Read the report here.

Under the title, “Ministry of Truth: The secretive government units spying on your speech,” Big Brother Watch details how the UK government hired contractors to flag tweets showing suspicion about whether the approach to the pandemic was the right one.

The purpose was to put together a list of tweets by well-known figures, including academics, politicians, activists and journalists and place them in Twitter’s Covid-specific terms of service “misinformation” category.

The UK government and its contractors flagged tweets from high profile journalists and politicians and put them in a “Covid-19 Mis/Disinformation” ToS report. The purpose of the report appears to allow the government to compile lists of potential Twitter ToS violations.

Among those targeted were MP David Davis and journalist Julia Hartley-Brewer (for criticizing government modeling), three Tory MPs for joining Parler, Julia Hartley-Brewer for criticizing lockdowns, Julia Hartley-Brewer, Silkie Carlo, Mark Johnson (Big Brother Watch) and Adam Brooks (pub landlord and political commentator, targeted for criticizing vaccine passports),” the report revealed.
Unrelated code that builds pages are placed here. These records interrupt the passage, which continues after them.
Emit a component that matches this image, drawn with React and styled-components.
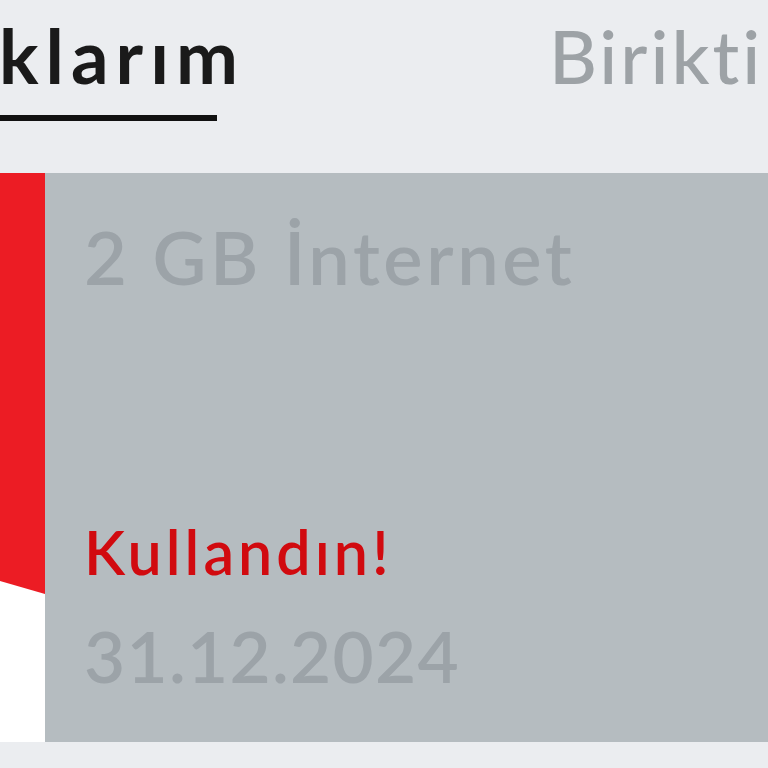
import React from 'react'
import styled, { createGlobalStyle } from 'styled-components'

const GlobalStyle = createGlobalStyle`
    html, body {
        margin: 0;
        padding: 0;
        overflow: hidden;
        background: #ebedf0;
    }
    body {
        font-family: Lato, "Open Sans", "Liberation Sans", sans-serif;
    }
`

const Page = styled.div`
    width: 768px;
    height: 768px;
    overflow: hidden;
    background: #ebedf0;
`

const TabBar = styled.div`
    display: flex;
    align-items: flex-start;
    gap: 311px;
    height: 173px;
    padding-top: 19px;
    box-sizing: border-box;
`

const TabSlot = styled.div`
    display: flex;
    justify-content: flex-end;
    width: ${(p) => p.width || 'auto'};
    flex-shrink: 0;
`

const Tab = styled.div`
    position: relative;
    font-size: 74px;
    line-height: 1;
    font-weight: ${(p) => (p.active ? 700 : 500)};
    letter-spacing: ${(p) => (p.active ? '7px' : '3px')};
    margin-right: ${(p) => (p.active ? '-7px' : '0')};
    color: ${(p) => (p.active ? '#1a1a1a' : '#9da2a6')};
    white-space: nowrap;

    &::after {
        content: '';
        display: ${(p) => (p.active ? 'block' : 'none')};
        position: absolute;
        left: 0;
        right: 28px;
        bottom: -28px;
        height: 6px;
        background: #111;
    }
`

const Card = styled.div`
    display: flex;
    height: 569px;
`

const Stripe = styled.div`
    width: 45px;
    flex-shrink: 0;
    background: #ffffff;
`

const StripeRed = styled.div`
    height: 421px;
    background: #ec1c24;
    clip-path: polygon(0 0, 100% 0, 100% 100%, 0 calc(100% - 13px));
`

const Body = styled.div`
    flex: 1;
    display: flex;
    flex-direction: column;
    background: #b5bcc0;
    padding: 47px 0 51px 39px;
`

const Title = styled.div`
    font-size: 74px;
    line-height: 1;
    font-weight: 600;
    letter-spacing: 3.6px;
    color: #9ca3a8;
    white-space: nowrap;
`

const Status = styled.div`
    margin-top: auto;
    font-size: 61px;
    line-height: 1;
    font-weight: 600;
    letter-spacing: 4px;
    color: #d10a0f;
    white-space: nowrap;
`

const DateText = styled.div`
    margin-top: 38px;
    font-size: 71px;
    line-height: 1;
    font-weight: 600;
    letter-spacing: 1.3px;
    color: #9ca3a8;
    white-space: nowrap;
`

const App = () => {
    return (
        <Page>
            <GlobalStyle />
            <TabBar>
                <TabSlot width='238px'>
                    <Tab active>Kazandıklarım</Tab>
                </TabSlot>
                <TabSlot>
                    <Tab>Biriktirdiklerim</Tab>
                </TabSlot>
            </TabBar>
            <Card>
                <Stripe>
                    <StripeRed />
                </Stripe>
                <Body>
                    <Title>2 GB İnternet</Title>
                    <Status>Kullandın!</Status>
                    <DateText>31.12.2024</DateText>
                </Body>
            </Card>
        </Page>
    )
}

export default App
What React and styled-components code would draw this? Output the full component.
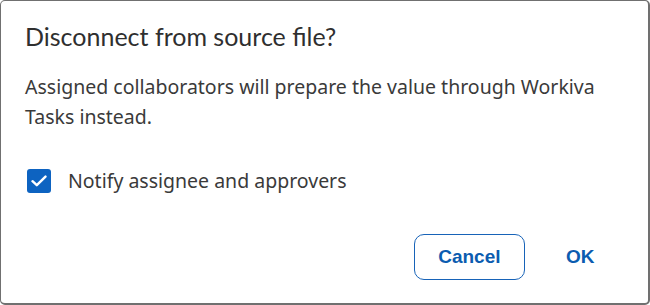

The UK government also considered flagging Toby Young posts to Twitter while Peter Hitchens and Daily Mail journalist Ross Clark were targeted for criticizing lockdowns, just as Keir Starmer, Andy Burnham, MP Chris Green were targeted for criticizing tiered regulations and local lockdowns. Starmer is the leader of the Labour Party and Andy Burnham is the Mayor of Manchester.

Pages 19-20 show journalist Julia Hartley-Brewer being targeted for criticizing lockdowns.
Pages 21-24 shows Julia Hartley-Brewer, Silkie Carlo, Mark Johnson (Big Brother Watch), Adam Brooks (pub landlord and political commentator), being targeted for criticizing vaccine passports.
The UK government considered flagging Toby Young tweets to Twitter multiple times. Pages 27-28.
Pages 40-41 show or describe Peter Hitchens and Daily Mail journalist Ross Clark being targeted for criticizing lockdowns.
Pages 43-45 show or describe Keir Starmer, Andy Burnham, MP Chris Green being targeted for criticizing tiered regulations and local lockdowns.

It seems that unlike, say, in the US, where the collusion and surveillance were more general, in the UK, the focus – at least according to evidence now coming to light – was on potential “opinion-makers,” or at least seen as capable of swaying the stance of the general public, that the authorities appear to have desperately wanted to toe its line on Covid.

That’s not to say that “regular” people were off the hook.

Doing the work were a variety of units, some of which got the backing of the 77th Brigade, otherwise involved in “information” warfare. The investigation and the resulting report draws from testimony of a whistleblower from this army outfit, the point of whose revelations is that top generals effectively lied, when they said the British public was not being spied on by its military.

Big Brother writes that the whistleblower “lifts the lid on the ‘sentiment analysis’ the 77th Brigade conducted, looking at how people viewed the government’s handling of the pandemic.”

In addition, the report is based on a number of freedom of information requests.

According to all this, the involvement was pretty extensive: the Counter Disinformation Unit (covering government response from the Department for Digital, Culture Media and Sport, as well as the Rapid Response Unit in the Cabinet Office). And then there’s Foreign Office’s Government Information Cell, and the Research, Intelligence and Communications Unit in the Home Office.

“This is an alarming case of mission creep, where public money and even military power have been misused to monitor academics, journalists, campaigners and members of parliament who criticized the government, particularly during the pandemic,” said Big Brother Watch Director Silkie Carlo.